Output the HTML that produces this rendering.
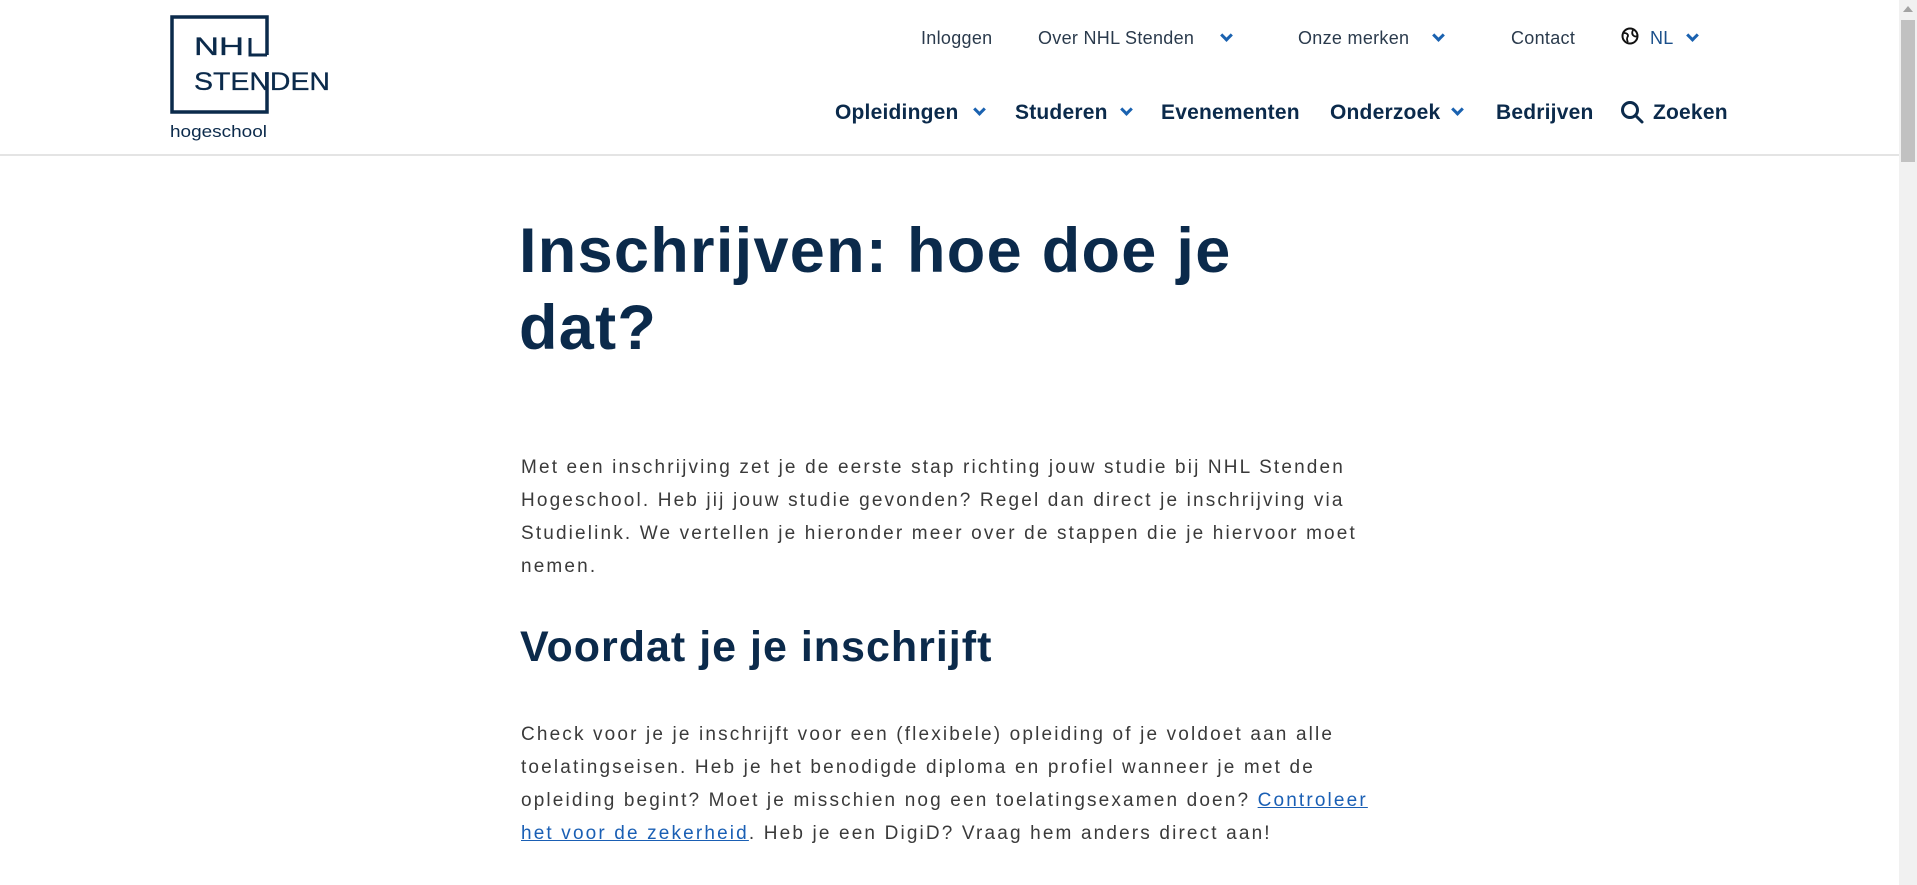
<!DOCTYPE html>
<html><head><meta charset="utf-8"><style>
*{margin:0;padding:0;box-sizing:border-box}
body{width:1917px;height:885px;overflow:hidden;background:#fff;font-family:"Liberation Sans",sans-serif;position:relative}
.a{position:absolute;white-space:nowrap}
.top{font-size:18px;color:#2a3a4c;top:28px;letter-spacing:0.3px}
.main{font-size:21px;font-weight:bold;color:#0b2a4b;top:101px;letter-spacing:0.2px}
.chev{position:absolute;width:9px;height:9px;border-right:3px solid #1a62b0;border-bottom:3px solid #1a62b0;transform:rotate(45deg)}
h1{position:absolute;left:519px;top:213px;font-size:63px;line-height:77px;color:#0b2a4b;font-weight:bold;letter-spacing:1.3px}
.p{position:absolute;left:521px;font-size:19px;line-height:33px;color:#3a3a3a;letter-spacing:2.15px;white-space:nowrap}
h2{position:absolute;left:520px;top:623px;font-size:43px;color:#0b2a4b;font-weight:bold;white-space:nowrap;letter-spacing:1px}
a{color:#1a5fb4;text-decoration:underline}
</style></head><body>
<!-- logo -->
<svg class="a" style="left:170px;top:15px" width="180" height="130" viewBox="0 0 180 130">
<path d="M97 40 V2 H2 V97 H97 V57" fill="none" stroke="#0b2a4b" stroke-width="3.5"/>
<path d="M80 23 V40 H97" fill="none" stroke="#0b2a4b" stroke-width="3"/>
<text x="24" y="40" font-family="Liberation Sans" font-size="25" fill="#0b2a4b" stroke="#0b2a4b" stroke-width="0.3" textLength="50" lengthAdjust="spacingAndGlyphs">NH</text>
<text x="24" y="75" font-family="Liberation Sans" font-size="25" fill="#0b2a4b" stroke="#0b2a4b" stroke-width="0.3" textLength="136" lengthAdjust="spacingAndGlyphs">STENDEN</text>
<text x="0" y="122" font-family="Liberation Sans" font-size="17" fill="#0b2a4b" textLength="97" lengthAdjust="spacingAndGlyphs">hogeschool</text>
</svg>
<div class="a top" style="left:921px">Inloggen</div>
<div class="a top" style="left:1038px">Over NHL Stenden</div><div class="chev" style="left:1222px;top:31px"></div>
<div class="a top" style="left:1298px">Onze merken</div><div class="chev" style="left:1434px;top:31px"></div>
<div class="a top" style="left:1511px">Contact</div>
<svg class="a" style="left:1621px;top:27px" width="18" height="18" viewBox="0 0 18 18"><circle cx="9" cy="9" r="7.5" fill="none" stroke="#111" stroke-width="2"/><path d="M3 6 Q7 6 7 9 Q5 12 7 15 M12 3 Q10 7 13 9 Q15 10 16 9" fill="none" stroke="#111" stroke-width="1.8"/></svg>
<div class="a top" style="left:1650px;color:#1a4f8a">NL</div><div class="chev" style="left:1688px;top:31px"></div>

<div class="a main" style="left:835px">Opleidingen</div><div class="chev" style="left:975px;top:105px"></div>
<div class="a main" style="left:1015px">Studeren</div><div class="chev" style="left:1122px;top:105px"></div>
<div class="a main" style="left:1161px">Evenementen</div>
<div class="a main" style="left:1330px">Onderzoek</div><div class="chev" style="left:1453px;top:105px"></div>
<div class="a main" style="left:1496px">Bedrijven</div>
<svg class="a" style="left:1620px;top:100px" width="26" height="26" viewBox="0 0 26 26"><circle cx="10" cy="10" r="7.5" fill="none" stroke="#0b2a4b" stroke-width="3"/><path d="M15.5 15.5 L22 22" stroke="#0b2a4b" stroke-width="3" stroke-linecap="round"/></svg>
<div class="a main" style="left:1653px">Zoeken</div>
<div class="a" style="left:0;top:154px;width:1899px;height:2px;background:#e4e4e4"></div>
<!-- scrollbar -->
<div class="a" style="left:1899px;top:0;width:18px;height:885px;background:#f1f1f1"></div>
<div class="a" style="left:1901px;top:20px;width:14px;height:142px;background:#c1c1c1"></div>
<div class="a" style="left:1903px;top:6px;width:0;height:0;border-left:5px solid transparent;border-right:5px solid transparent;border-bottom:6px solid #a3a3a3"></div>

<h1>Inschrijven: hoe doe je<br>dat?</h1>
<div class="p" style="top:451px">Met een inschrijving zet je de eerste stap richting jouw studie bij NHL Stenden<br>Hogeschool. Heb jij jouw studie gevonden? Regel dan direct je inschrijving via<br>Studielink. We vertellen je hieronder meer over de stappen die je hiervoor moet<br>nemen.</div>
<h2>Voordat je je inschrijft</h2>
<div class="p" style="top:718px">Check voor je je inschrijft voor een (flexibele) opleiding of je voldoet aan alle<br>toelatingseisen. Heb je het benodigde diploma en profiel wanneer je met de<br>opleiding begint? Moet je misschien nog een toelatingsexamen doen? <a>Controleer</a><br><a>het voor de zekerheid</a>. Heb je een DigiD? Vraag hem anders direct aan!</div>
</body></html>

#####

• **Description of the task**: Quote the material exactly. Pictures stay out.

• **Response to the task**:
Output the HTML that produces this rendering.
<!DOCTYPE html>
<html><head><meta charset="utf-8"><style>
*{margin:0;padding:0;box-sizing:border-box}
body{width:1917px;height:885px;overflow:hidden;background:#fff;font-family:"Liberation Sans",sans-serif;position:relative}
.a{position:absolute;white-space:nowrap}
.top{font-size:18px;color:#2a3a4c;top:28px;letter-spacing:0.3px}
.main{font-size:21px;font-weight:bold;color:#0b2a4b;top:101px;letter-spacing:0.2px}
.chev{position:absolute;width:9px;height:9px;border-right:3px solid #1a62b0;border-bottom:3px solid #1a62b0;transform:rotate(45deg)}
h1{position:absolute;left:519px;top:213px;font-size:63px;line-height:77px;color:#0b2a4b;font-weight:bold;letter-spacing:1.3px}
.p{position:absolute;left:521px;font-size:19px;line-height:33px;color:#3a3a3a;letter-spacing:2.15px;white-space:nowrap}
h2{position:absolute;left:520px;top:623px;font-size:43px;color:#0b2a4b;font-weight:bold;white-space:nowrap;letter-spacing:1px}
a{color:#1a5fb4;text-decoration:underline}
</style></head><body>
<!-- logo -->
<svg class="a" style="left:170px;top:15px" width="180" height="130" viewBox="0 0 180 130">
<path d="M97 40 V2 H2 V97 H97 V57" fill="none" stroke="#0b2a4b" stroke-width="3.5"/>
<path d="M80 23 V40 H97" fill="none" stroke="#0b2a4b" stroke-width="3"/>
<text x="24" y="40" font-family="Liberation Sans" font-size="25" fill="#0b2a4b" stroke="#0b2a4b" stroke-width="0.3" textLength="50" lengthAdjust="spacingAndGlyphs">NH</text>
<text x="24" y="75" font-family="Liberation Sans" font-size="25" fill="#0b2a4b" stroke="#0b2a4b" stroke-width="0.3" textLength="136" lengthAdjust="spacingAndGlyphs">STENDEN</text>
<text x="0" y="122" font-family="Liberation Sans" font-size="17" fill="#0b2a4b" textLength="97" lengthAdjust="spacingAndGlyphs">hogeschool</text>
</svg>
<div class="a top" style="left:921px">Inloggen</div>
<div class="a top" style="left:1038px">Over NHL Stenden</div><div class="chev" style="left:1222px;top:31px"></div>
<div class="a top" style="left:1298px">Onze merken</div><div class="chev" style="left:1434px;top:31px"></div>
<div class="a top" style="left:1511px">Contact</div>
<svg class="a" style="left:1621px;top:27px" width="18" height="18" viewBox="0 0 18 18"><circle cx="9" cy="9" r="7.5" fill="none" stroke="#111" stroke-width="2"/><path d="M3 6 Q7 6 7 9 Q5 12 7 15 M12 3 Q10 7 13 9 Q15 10 16 9" fill="none" stroke="#111" stroke-width="1.8"/></svg>
<div class="a top" style="left:1650px;color:#1a4f8a">NL</div><div class="chev" style="left:1688px;top:31px"></div>

<div class="a main" style="left:835px">Opleidingen</div><div class="chev" style="left:975px;top:105px"></div>
<div class="a main" style="left:1015px">Studeren</div><div class="chev" style="left:1122px;top:105px"></div>
<div class="a main" style="left:1161px">Evenementen</div>
<div class="a main" style="left:1330px">Onderzoek</div><div class="chev" style="left:1453px;top:105px"></div>
<div class="a main" style="left:1496px">Bedrijven</div>
<svg class="a" style="left:1620px;top:100px" width="26" height="26" viewBox="0 0 26 26"><circle cx="10" cy="10" r="7.5" fill="none" stroke="#0b2a4b" stroke-width="3"/><path d="M15.5 15.5 L22 22" stroke="#0b2a4b" stroke-width="3" stroke-linecap="round"/></svg>
<div class="a main" style="left:1653px">Zoeken</div>
<div class="a" style="left:0;top:154px;width:1899px;height:2px;background:#e4e4e4"></div>
<!-- scrollbar -->
<div class="a" style="left:1899px;top:0;width:18px;height:885px;background:#f1f1f1"></div>
<div class="a" style="left:1901px;top:20px;width:14px;height:142px;background:#c1c1c1"></div>
<div class="a" style="left:1903px;top:6px;width:0;height:0;border-left:5px solid transparent;border-right:5px solid transparent;border-bottom:6px solid #a3a3a3"></div>

<h1>Inschrijven: hoe doe je<br>dat?</h1>
<div class="p" style="top:451px">Met een inschrijving zet je de eerste stap richting jouw studie bij NHL Stenden<br>Hogeschool. Heb jij jouw studie gevonden? Regel dan direct je inschrijving via<br>Studielink. We vertellen je hieronder meer over de stappen die je hiervoor moet<br>nemen.</div>
<h2>Voordat je je inschrijft</h2>
<div class="p" style="top:718px">Check voor je je inschrijft voor een (flexibele) opleiding of je voldoet aan alle<br>toelatingseisen. Heb je het benodigde diploma en profiel wanneer je met de<br>opleiding begint? Moet je misschien nog een toelatingsexamen doen? <a>Controleer</a><br><a>het voor de zekerheid</a>. Heb je een DigiD? Vraag hem anders direct aan!</div>
</body></html>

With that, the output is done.